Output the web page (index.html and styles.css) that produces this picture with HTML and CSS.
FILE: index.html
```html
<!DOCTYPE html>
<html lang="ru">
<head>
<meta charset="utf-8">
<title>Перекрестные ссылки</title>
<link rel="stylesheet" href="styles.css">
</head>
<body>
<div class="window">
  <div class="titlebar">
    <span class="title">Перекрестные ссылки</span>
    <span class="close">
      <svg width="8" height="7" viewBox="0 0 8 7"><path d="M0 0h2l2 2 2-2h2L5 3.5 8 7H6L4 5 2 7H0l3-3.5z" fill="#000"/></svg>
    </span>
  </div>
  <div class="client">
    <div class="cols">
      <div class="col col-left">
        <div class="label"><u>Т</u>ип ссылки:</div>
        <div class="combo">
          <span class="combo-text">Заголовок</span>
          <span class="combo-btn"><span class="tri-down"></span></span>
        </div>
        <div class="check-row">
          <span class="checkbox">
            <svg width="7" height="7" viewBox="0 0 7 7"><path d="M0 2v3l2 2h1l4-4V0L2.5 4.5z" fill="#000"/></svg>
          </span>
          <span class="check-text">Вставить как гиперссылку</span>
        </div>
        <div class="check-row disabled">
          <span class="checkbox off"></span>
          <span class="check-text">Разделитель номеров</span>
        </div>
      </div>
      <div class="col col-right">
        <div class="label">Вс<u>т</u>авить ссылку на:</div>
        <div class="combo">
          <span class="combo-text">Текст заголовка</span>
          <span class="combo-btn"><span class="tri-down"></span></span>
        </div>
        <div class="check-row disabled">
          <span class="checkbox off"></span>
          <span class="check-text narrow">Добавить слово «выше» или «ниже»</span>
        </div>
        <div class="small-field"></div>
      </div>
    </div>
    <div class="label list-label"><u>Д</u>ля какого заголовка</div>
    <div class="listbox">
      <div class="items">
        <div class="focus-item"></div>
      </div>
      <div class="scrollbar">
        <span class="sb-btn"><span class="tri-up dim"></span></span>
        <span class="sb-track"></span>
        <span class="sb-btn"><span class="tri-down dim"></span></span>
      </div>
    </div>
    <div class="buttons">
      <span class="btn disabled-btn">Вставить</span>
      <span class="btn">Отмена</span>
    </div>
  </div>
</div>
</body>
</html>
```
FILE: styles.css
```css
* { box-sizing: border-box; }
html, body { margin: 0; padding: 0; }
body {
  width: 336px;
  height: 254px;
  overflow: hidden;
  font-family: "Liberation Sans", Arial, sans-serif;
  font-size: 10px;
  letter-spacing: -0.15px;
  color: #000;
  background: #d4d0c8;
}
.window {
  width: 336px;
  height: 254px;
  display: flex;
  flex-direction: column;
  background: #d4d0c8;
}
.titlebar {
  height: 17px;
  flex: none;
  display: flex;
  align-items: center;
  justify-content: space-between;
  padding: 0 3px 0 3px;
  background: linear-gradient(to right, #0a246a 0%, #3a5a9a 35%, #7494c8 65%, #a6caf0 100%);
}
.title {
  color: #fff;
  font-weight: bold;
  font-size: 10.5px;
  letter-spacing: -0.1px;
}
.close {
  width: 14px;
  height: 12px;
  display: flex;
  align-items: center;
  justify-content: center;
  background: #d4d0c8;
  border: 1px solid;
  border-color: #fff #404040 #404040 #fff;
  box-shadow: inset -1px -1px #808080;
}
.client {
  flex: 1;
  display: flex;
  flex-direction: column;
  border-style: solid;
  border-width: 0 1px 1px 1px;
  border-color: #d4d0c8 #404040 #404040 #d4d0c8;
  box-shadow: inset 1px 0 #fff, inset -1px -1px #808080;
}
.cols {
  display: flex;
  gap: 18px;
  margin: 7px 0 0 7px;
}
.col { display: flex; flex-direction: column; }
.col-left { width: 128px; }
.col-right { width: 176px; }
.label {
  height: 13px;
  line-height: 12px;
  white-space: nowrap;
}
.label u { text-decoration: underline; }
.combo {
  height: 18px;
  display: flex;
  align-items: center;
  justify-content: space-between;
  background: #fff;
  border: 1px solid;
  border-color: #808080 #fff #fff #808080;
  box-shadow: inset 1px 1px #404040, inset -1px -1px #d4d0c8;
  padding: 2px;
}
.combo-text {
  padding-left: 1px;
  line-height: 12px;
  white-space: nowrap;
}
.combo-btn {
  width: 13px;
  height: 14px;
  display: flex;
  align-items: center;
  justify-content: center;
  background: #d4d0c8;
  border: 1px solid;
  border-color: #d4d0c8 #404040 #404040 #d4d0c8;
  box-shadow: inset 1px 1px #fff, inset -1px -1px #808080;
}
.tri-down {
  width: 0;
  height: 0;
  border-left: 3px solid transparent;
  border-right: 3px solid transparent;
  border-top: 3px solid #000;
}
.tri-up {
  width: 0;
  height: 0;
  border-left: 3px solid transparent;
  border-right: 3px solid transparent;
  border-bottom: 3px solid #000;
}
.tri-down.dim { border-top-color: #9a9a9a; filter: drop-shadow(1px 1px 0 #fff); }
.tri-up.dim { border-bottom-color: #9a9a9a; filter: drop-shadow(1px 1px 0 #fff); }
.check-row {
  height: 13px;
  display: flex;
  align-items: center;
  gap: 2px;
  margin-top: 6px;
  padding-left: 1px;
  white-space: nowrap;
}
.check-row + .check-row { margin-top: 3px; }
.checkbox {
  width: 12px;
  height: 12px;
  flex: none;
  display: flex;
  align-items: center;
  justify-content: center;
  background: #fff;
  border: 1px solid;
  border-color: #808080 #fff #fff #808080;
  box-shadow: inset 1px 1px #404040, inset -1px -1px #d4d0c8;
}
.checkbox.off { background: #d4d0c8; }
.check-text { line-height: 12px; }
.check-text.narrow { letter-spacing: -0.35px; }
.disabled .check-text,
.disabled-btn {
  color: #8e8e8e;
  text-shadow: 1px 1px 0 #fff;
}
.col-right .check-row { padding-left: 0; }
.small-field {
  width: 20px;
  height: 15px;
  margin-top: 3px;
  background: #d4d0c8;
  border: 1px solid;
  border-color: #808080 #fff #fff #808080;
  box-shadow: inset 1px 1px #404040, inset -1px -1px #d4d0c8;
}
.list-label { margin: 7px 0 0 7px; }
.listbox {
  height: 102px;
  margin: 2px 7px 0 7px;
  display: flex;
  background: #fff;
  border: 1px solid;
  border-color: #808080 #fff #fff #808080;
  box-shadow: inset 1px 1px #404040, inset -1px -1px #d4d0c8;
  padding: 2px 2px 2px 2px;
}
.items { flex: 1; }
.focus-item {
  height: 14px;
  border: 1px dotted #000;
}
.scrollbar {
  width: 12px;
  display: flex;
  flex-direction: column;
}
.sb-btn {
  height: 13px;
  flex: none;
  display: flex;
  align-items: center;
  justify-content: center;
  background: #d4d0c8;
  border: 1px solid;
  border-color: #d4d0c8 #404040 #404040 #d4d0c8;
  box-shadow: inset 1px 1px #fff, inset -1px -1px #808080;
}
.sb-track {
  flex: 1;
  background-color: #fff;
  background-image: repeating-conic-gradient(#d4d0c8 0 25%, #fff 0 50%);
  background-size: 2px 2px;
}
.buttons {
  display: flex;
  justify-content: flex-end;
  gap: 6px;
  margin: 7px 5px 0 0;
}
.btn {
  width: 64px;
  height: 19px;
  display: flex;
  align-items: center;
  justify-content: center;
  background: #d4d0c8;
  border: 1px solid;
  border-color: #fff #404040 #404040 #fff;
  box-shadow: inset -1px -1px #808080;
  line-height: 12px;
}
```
+++
▸ WRITTEN TASK
Your task is to transcribe the listing above in full, exactly as given.

▸ THE SOLUTION
Output the web page (index.html and styles.css) that produces this picture with HTML and CSS.
FILE: index.html
```html
<!DOCTYPE html>
<html lang="ru">
<head>
<meta charset="utf-8">
<title>Перекрестные ссылки</title>
<link rel="stylesheet" href="styles.css">
</head>
<body>
<div class="window">
  <div class="titlebar">
    <span class="title">Перекрестные ссылки</span>
    <span class="close">
      <svg width="8" height="7" viewBox="0 0 8 7"><path d="M0 0h2l2 2 2-2h2L5 3.5 8 7H6L4 5 2 7H0l3-3.5z" fill="#000"/></svg>
    </span>
  </div>
  <div class="client">
    <div class="cols">
      <div class="col col-left">
        <div class="label"><u>Т</u>ип ссылки:</div>
        <div class="combo">
          <span class="combo-text">Заголовок</span>
          <span class="combo-btn"><span class="tri-down"></span></span>
        </div>
        <div class="check-row">
          <span class="checkbox">
            <svg width="7" height="7" viewBox="0 0 7 7"><path d="M0 2v3l2 2h1l4-4V0L2.5 4.5z" fill="#000"/></svg>
          </span>
          <span class="check-text">Вставить как гиперссылку</span>
        </div>
        <div class="check-row disabled">
          <span class="checkbox off"></span>
          <span class="check-text">Разделитель номеров</span>
        </div>
      </div>
      <div class="col col-right">
        <div class="label">Вс<u>т</u>авить ссылку на:</div>
        <div class="combo">
          <span class="combo-text">Текст заголовка</span>
          <span class="combo-btn"><span class="tri-down"></span></span>
        </div>
        <div class="check-row disabled">
          <span class="checkbox off"></span>
          <span class="check-text narrow">Добавить слово «выше» или «ниже»</span>
        </div>
        <div class="small-field"></div>
      </div>
    </div>
    <div class="label list-label"><u>Д</u>ля какого заголовка</div>
    <div class="listbox">
      <div class="items">
        <div class="focus-item"></div>
      </div>
      <div class="scrollbar">
        <span class="sb-btn"><span class="tri-up dim"></span></span>
        <span class="sb-track"></span>
        <span class="sb-btn"><span class="tri-down dim"></span></span>
      </div>
    </div>
    <div class="buttons">
      <span class="btn disabled-btn">Вставить</span>
      <span class="btn">Отмена</span>
    </div>
  </div>
</div>
</body>
</html>
```
FILE: styles.css
```css
* { box-sizing: border-box; }
html, body { margin: 0; padding: 0; }
body {
  width: 336px;
  height: 254px;
  overflow: hidden;
  font-family: "Liberation Sans", Arial, sans-serif;
  font-size: 10px;
  letter-spacing: -0.15px;
  color: #000;
  background: #d4d0c8;
}
.window {
  width: 336px;
  height: 254px;
  display: flex;
  flex-direction: column;
  background: #d4d0c8;
}
.titlebar {
  height: 17px;
  flex: none;
  display: flex;
  align-items: center;
  justify-content: space-between;
  padding: 0 3px 0 3px;
  background: linear-gradient(to right, #0a246a 0%, #3a5a9a 35%, #7494c8 65%, #a6caf0 100%);
}
.title {
  color: #fff;
  font-weight: bold;
  font-size: 10.5px;
  letter-spacing: -0.1px;
}
.close {
  width: 14px;
  height: 12px;
  display: flex;
  align-items: center;
  justify-content: center;
  background: #d4d0c8;
  border: 1px solid;
  border-color: #fff #404040 #404040 #fff;
  box-shadow: inset -1px -1px #808080;
}
.client {
  flex: 1;
  display: flex;
  flex-direction: column;
  border-style: solid;
  border-width: 0 1px 1px 1px;
  border-color: #d4d0c8 #404040 #404040 #d4d0c8;
  box-shadow: inset 1px 0 #fff, inset -1px -1px #808080;
}
.cols {
  display: flex;
  gap: 18px;
  margin: 7px 0 0 7px;
}
.col { display: flex; flex-direction: column; }
.col-left { width: 128px; }
.col-right { width: 176px; }
.label {
  height: 13px;
  line-height: 12px;
  white-space: nowrap;
}
.label u { text-decoration: underline; }
.combo {
  height: 18px;
  display: flex;
  align-items: center;
  justify-content: space-between;
  background: #fff;
  border: 1px solid;
  border-color: #808080 #fff #fff #808080;
  box-shadow: inset 1px 1px #404040, inset -1px -1px #d4d0c8;
  padding: 2px;
}
.combo-text {
  padding-left: 1px;
  line-height: 12px;
  white-space: nowrap;
}
.combo-btn {
  width: 13px;
  height: 14px;
  display: flex;
  align-items: center;
  justify-content: center;
  background: #d4d0c8;
  border: 1px solid;
  border-color: #d4d0c8 #404040 #404040 #d4d0c8;
  box-shadow: inset 1px 1px #fff, inset -1px -1px #808080;
}
.tri-down {
  width: 0;
  height: 0;
  border-left: 3px solid transparent;
  border-right: 3px solid transparent;
  border-top: 3px solid #000;
}
.tri-up {
  width: 0;
  height: 0;
  border-left: 3px solid transparent;
  border-right: 3px solid transparent;
  border-bottom: 3px solid #000;
}
.tri-down.dim { border-top-color: #9a9a9a; filter: drop-shadow(1px 1px 0 #fff); }
.tri-up.dim { border-bottom-color: #9a9a9a; filter: drop-shadow(1px 1px 0 #fff); }
.check-row {
  height: 13px;
  display: flex;
  align-items: center;
  gap: 2px;
  margin-top: 6px;
  padding-left: 1px;
  white-space: nowrap;
}
.check-row + .check-row { margin-top: 3px; }
.checkbox {
  width: 12px;
  height: 12px;
  flex: none;
  display: flex;
  align-items: center;
  justify-content: center;
  background: #fff;
  border: 1px solid;
  border-color: #808080 #fff #fff #808080;
  box-shadow: inset 1px 1px #404040, inset -1px -1px #d4d0c8;
}
.checkbox.off { background: #d4d0c8; }
.check-text { line-height: 12px; }
.check-text.narrow { letter-spacing: -0.35px; }
.disabled .check-text,
.disabled-btn {
  color: #8e8e8e;
  text-shadow: 1px 1px 0 #fff;
}
.col-right .check-row { padding-left: 0; }
.small-field {
  width: 20px;
  height: 15px;
  margin-top: 3px;
  background: #d4d0c8;
  border: 1px solid;
  border-color: #808080 #fff #fff #808080;
  box-shadow: inset 1px 1px #404040, inset -1px -1px #d4d0c8;
}
.list-label { margin: 7px 0 0 7px; }
.listbox {
  height: 102px;
  margin: 2px 7px 0 7px;
  display: flex;
  background: #fff;
  border: 1px solid;
  border-color: #808080 #fff #fff #808080;
  box-shadow: inset 1px 1px #404040, inset -1px -1px #d4d0c8;
  padding: 2px 2px 2px 2px;
}
.items { flex: 1; }
.focus-item {
  height: 14px;
  border: 1px dotted #000;
}
.scrollbar {
  width: 12px;
  display: flex;
  flex-direction: column;
}
.sb-btn {
  height: 13px;
  flex: none;
  display: flex;
  align-items: center;
  justify-content: center;
  background: #d4d0c8;
  border: 1px solid;
  border-color: #d4d0c8 #404040 #404040 #d4d0c8;
  box-shadow: inset 1px 1px #fff, inset -1px -1px #808080;
}
.sb-track {
  flex: 1;
  background-color: #fff;
  background-image: repeating-conic-gradient(#d4d0c8 0 25%, #fff 0 50%);
  background-size: 2px 2px;
}
.buttons {
  display: flex;
  justify-content: flex-end;
  gap: 6px;
  margin: 7px 5px 0 0;
}
.btn {
  width: 64px;
  height: 19px;
  display: flex;
  align-items: center;
  justify-content: center;
  background: #d4d0c8;
  border: 1px solid;
  border-color: #fff #404040 #404040 #fff;
  box-shadow: inset -1px -1px #808080;
  line-height: 12px;
}
```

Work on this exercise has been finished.